In an increasingly competitive economy, one strategy consistently overlooked is collaboration with university students. Far from a purely educational exercise, these partnerships offer tangible commercial advantages and as industries evolve, their value will only grow.
Fresh perspectives drive innovation
Students approach problems without the assumptions shaped by years inside an industry. Combined with exposure to the latest academic thinking, this makes them a low-cost source of genuinely fresh ideas often challenging the way things have always been done and opening the door to new efficiencies or entirely new approaches.
Whether through internships, placements or project-based work, businesses can explore new ideas at relatively low expense. Investigating a new market, testing a product concept, analysing customer data if it works, the business gains valuable insight at minimal cost. If it doesn’t, the financial risk is far lower than traditional innovation initiatives.
Building a talent pipeline
Working with students before they graduate gives businesses early access to future employees assessed in a real-world setting, already familiar with the company’s culture and operations. This reduces onboarding time, increases retention, and solves one of the most significant challenges businesses face: finding the right people before competitors do.

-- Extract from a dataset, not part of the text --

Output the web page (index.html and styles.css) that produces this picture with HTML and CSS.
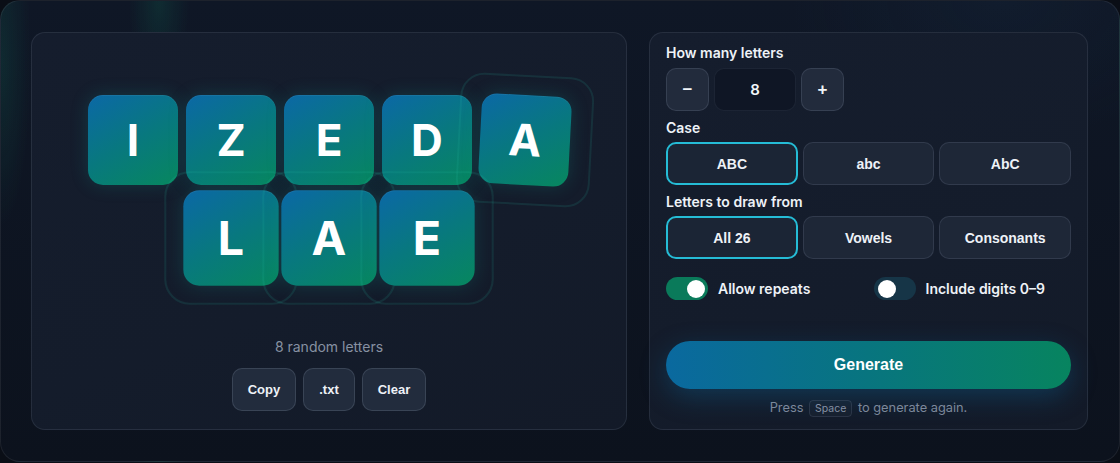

Real-world problem solving
Students bring motivation, dedication and academic rigour to practical challenges research, data analysis, marketing strategy, product development. Academic institutions also provide access to specialist knowledge and analytical tools that many businesses would not otherwise have.
Student collaboration often opens the door to deeper university partnerships joint research, funding opportunities, and access to specialists across disciplines. This is a genuine strategic advantage, not simply a recruitment exercise.
Reputation and brand
Companies that engage seriously with students are seen as forward-thinking and committed to developing future talent. This strengthens employer branding, resonates with customers and stakeholders, and demonstrates social impact in a way that goes well beyond a line in an annual report.
Rapid technological change, intensifying competition for skilled workers, and the shift towards project-based and flexible work models all point in the same direction. Businesses that build relationships with students during their education will find themselves with a significant advantage in talent, in innovation, and in their ability to adapt over those that do not.
Student collaboration is no longer a nice-to-have. It is a strategic asset. Companies that invest in it today are not just solving current challenges. They are positioning themselves for what comes next.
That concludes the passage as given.